You can easily write benchmark code to show results yourself, but first you'll need to find out what performance your boss is concerned about and detail exactly those metrics.
As far as the invalid references ar concerned, if you don't allow nulls on your foreign keys, you won't get invalid references. The database will esception if you try to assign an invalid foreign key that does not exist. If you need "nulls", assign a key to be "UNDEFINED" or something like that, and make that the default key.
Finally, explain database normalisation issues to your boss, because I think you will quickly find that this issue will be more of a problem than foreign key performance ever will.
Does anyone know of a comparison, benchmark or similar which proves there's no significant performance hit to using foreign keys ? (Which I hope will convince him)
I think you're going about this the wrong way. Benchmarks never convince anyone.
What you should do, is first uncover the problems that result from not using foreign key constraints. Try to quantify how much work it costs to "clean out invalid references". In addition, try and gauge how many errors result in the business process because of these errors. If you can attach a dollar amount to that - even better.
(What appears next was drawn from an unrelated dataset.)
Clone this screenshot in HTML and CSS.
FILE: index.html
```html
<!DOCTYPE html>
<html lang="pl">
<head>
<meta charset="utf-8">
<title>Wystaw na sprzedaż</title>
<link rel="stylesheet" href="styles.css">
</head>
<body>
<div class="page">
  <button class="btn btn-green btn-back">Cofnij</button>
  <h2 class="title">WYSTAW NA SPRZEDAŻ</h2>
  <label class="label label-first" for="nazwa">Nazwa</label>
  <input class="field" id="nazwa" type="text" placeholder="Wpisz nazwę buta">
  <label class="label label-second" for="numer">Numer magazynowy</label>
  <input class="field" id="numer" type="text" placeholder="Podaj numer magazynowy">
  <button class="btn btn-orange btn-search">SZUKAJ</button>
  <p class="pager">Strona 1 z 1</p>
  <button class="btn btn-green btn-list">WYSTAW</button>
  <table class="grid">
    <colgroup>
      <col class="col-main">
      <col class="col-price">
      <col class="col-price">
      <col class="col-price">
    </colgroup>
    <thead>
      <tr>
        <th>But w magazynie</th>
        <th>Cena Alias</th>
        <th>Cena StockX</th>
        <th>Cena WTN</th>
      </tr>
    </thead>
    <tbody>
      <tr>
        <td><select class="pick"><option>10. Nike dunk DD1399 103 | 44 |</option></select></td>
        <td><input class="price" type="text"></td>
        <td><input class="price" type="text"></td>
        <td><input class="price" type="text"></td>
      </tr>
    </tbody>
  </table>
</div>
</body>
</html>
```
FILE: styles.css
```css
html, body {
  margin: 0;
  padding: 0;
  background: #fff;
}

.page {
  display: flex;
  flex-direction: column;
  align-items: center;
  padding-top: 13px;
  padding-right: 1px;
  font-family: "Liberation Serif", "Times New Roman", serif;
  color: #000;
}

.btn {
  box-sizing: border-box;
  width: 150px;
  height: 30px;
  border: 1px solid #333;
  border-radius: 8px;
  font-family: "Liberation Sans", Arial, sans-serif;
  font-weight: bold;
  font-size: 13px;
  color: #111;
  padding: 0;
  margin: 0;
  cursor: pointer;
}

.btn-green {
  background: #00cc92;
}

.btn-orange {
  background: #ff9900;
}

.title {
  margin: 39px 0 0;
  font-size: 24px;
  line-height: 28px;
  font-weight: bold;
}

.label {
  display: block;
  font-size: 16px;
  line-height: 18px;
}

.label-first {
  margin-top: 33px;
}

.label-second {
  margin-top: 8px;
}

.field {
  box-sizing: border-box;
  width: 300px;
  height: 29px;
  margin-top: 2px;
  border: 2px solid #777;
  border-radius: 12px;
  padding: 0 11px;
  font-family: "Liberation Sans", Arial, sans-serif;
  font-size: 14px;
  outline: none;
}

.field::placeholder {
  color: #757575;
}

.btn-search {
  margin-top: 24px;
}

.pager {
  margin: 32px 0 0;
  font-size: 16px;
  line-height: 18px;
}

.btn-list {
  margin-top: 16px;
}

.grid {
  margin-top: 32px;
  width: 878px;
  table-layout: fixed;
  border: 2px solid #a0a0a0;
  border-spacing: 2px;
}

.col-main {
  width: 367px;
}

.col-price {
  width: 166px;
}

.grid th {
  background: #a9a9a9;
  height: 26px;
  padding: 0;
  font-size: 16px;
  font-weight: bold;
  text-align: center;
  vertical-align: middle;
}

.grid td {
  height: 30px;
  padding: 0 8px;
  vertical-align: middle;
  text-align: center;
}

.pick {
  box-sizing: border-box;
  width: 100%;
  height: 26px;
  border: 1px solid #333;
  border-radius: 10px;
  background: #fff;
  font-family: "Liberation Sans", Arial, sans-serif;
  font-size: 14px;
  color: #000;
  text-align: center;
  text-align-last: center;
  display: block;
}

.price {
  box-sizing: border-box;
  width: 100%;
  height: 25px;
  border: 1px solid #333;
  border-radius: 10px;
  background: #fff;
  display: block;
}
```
Now for a benchmark - you should try and get insight into your workload, identify which type of operations are done most often. Then set up a testing environment, and replay those operations with foreign keys in place. Then compare.
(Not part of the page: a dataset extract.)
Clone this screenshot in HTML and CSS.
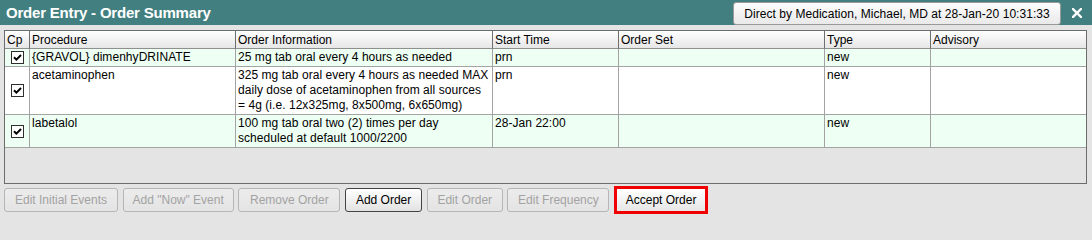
FILE: index.html
```html
<!DOCTYPE html>
<html>
<head>
<meta charset="utf-8">
<title>Order Entry - Order Summary</title>
<link rel="stylesheet" href="styles.css">
</head>
<body>
<div class="title-bar">
  <span class="title">Order Entry - Order Summary</span>
  <button class="title-btn">Direct by Medication, Michael, MD at 28-Jan-20 10:31:33</button>
  <span class="close"><svg width="10" height="10" viewBox="0 0 10 10"><path d="M1 1L9 9M9 1L1 9" stroke="#fff" stroke-width="2.4" stroke-linecap="square"/></svg></span>
</div>

<div class="grid">
  <div class="row head">
    <div class="c">Cp</div>
    <div class="c">Procedure</div>
    <div class="c">Order Information</div>
    <div class="c">Start Time</div>
    <div class="c">Order Set</div>
    <div class="c">Type</div>
    <div class="c">Advisory</div>
  </div>
  <div class="row green">
    <div class="c cp"><span class="chk"><svg width="9" height="9" viewBox="0 0 9 9"><path d="M1 4.2L3.4 6.6L8 2" fill="none" stroke="#000" stroke-width="2"/></svg></span></div>
    <div class="c">{GRAVOL} dimenhyDRINATE</div>
    <div class="c">25 mg tab oral every 4 hours as needed</div>
    <div class="c">prn</div>
    <div class="c"></div>
    <div class="c">new</div>
    <div class="c"></div>
  </div>
  <div class="row white tall">
    <div class="c cp"><span class="chk"><svg width="9" height="9" viewBox="0 0 9 9"><path d="M1 4.2L3.4 6.6L8 2" fill="none" stroke="#000" stroke-width="2"/></svg></span></div>
    <div class="c">acetaminophen</div>
    <div class="c">325 mg tab oral every 4 hours as needed MAX<br>daily dose of acetaminophen from all sources<br>= 4g (i.e. 12x325mg, 8x500mg, 6x650mg)</div>
    <div class="c">prn</div>
    <div class="c"></div>
    <div class="c">new</div>
    <div class="c"></div>
  </div>
  <div class="row green">
    <div class="c cp"><span class="chk"><svg width="9" height="9" viewBox="0 0 9 9"><path d="M1 4.2L3.4 6.6L8 2" fill="none" stroke="#000" stroke-width="2"/></svg></span></div>
    <div class="c">labetalol</div>
    <div class="c">100 mg tab oral two (2) times per day<br>scheduled at default 1000/2200</div>
    <div class="c">28-Jan 22:00</div>
    <div class="c"></div>
    <div class="c">new</div>
    <div class="c"></div>
  </div>
</div>

<div class="actions">
  <button class="btn w114" disabled>Edit Initial Events</button>
  <button class="btn w111" disabled>Add "Now" Event</button>
  <button class="btn w102" disabled>Remove Order</button>
  <button class="btn w77">Add Order</button>
  <button class="btn w76" disabled>Edit Order</button>
  <button class="btn w102" disabled>Edit Frequency</button>
  <button class="btn accept">Accept Order</button>
</div>
</body>
</html>
```

FILE: styles.css
```css
* { box-sizing: border-box; }

html, body {
  margin: 0;
  padding: 0;
  background: #e4e4e4;
  font-family: "Liberation Sans", Arial, sans-serif;
  font-size: 12px;
  color: #000;
  width: 1092px;
  height: 216px;
  overflow: hidden;
}

.title-bar {
  height: 25px;
  background: #427f80;
  display: flex;
  align-items: flex-start;
  padding: 0 10px 0 6px;
}

.title {
  color: #fff;
  font-weight: bold;
  font-size: 15px;
  letter-spacing: -0.2px;
  line-height: 25px;
}

.title-btn {
  margin-left: auto;
  margin-top: 2px;
  width: 328px;
  height: 23px;
  padding: 0;
  font-family: "Liberation Sans", Arial, sans-serif;
  font-size: 12px;
  letter-spacing: 0.05px;
  color: #000;
  background: linear-gradient(#fdfdfd, #e9e9e9);
  border: 1px solid #9a9a9a;
  border-radius: 3px;
}

.close {
  margin-left: 11px;
  margin-top: 8px;
  width: 10px;
  height: 10px;
  display: flex;
}

.grid {
  margin: 5px 5px 0 4px;
  width: 1083px;
  height: 154px;
  border: 1px solid #6c6c6c;
  background: #e4e4e4;
}

.row {
  display: grid;
  grid-template-columns: 25px 206px 257px 126px 206px 106px 155px;
}

.c {
  border-right: 1px solid #a3a3a3;
  border-bottom: 1px solid #a3a3a3;
  padding: 1px 2px 1px 2px;
  line-height: 15px;
  letter-spacing: 0.05px;
  overflow: hidden;
  white-space: nowrap;
}
.c:last-child { border-right: none; }

.head .c {
  height: 18px;
  padding: 2px 2px 0 2px;
  line-height: 15px;
  letter-spacing: 0;
  background: linear-gradient(#ffffff, #e6e6e6);
  border-right: 1px solid #6f6f6f;
  border-bottom: 1px solid #8f8f8f;
}
.head .c:last-child { border-right: none; }

.green .c { background: #eefff3; }
.white .c { background: #ffffff; }

.tall .c { height: 48px; }

.c.cp {
  display: flex;
  align-items: center;
  justify-content: center;
  padding: 0 0 0 1px;
}

.chk {
  width: 13px;
  height: 13px;
  border: 1px solid #2e2e2e;
  background: #fff;
  display: flex;
  align-items: center;
  justify-content: center;
}

.actions {
  display: flex;
  align-items: center;
  gap: 4.7px;
  margin: 2px 0 0 4px;
  height: 28px;
}

.btn {
  height: 24px;
  padding: 0;
  font-family: "Liberation Sans", Arial, sans-serif;
  font-size: 12px;
  color: #000;
  background: linear-gradient(#ffffff, #e2e2e2);
  border: 1px solid #444;
  border-radius: 3px;
  text-align: center;
}

.btn:disabled {
  color: #a3a3a3;
  background: linear-gradient(#ececec, #e4e4e4);
  border-color: #b6b6b6;
}

.w114 { width: 114px; }
.w111 { width: 111px; }
.w102 { width: 102px; }
.w77 { width: 77px; }
.w76 { width: 76px; }

.btn.accept {
  width: 94px;
  height: 28px;
  border: 3px solid #f00000;
  border-radius: 0;
  background: linear-gradient(#ffffff, #e6e6e6);
}
```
Personally I would not claim right away without knowledge of the applications that are running on the database that foreign keys don't cost performance. Especially if you have cascading deletes and/or updates in combination with composite natural primary keys, then I personally would have some fear of performance issues, especially timed-out or deadlocked transactions due to side-effects of cascading operations.
But no-one can tell you- you have to test yourself, with your data, your workload, your number of concurrent users, your hardware, your applications.
A significant factor in the cost would be the size of the index the foreign key references - if it's small and frequently used, the performance impact will be negligible, large and less frequently used indexes will have more impact, but if your foreign key is against a clustered index, it still shouldn't be a huge hit, but #Ronald Bouman is right - you need to test to be sure.
i know that this is a decade post.
But database primitives are always on demand.
I will refer to my own experience.
In one of the projects that i have worked has to deal with a telecommunication switch database. They have developed a database with no FKs, the reason was because they wanted as much faster inserts they could have. Because sy system it self it have to deal with calls, it make some sense.
Before, there was no need for any intensive queries and if you wanted any report, you could use the GUI software of the switch. After some time you could have some basic reports.
But when i was involved they wanted to develop and AI thus to be able to create smart reports and have something like an automatic troubleshooting.
It was completely a nightmare, having millions of records, you couldn't execute any long query and many times facing sql server timeout. And don't even think using Entity Framework.
It is much difference when you have to face a situation like this instead of describing.
My advice is that you have to be very specific on your design and having a very good reason why not using FKs.
does setting up proper relationships in a database help with anything else other than data integrity?
do they improve or hinder performance?
As long as you have the obvious indexes in place corresponding to the foreign keys, there should be no perceptible negative effect on performance. It's one of the more foolproof database features you have to work with.
I'd have to say that proper relationships will help people to understand the data (or the intention of the data) better than if omitting them, especially as the overall cost is quite low in maintaining them.
Their presence doesn't hinder performance except in terms of architecture (as others have pointed out, data integrity will occasionally cause foreign key violations which may have some effect) but IMHO is outweighed by the many benefits (if used correctly).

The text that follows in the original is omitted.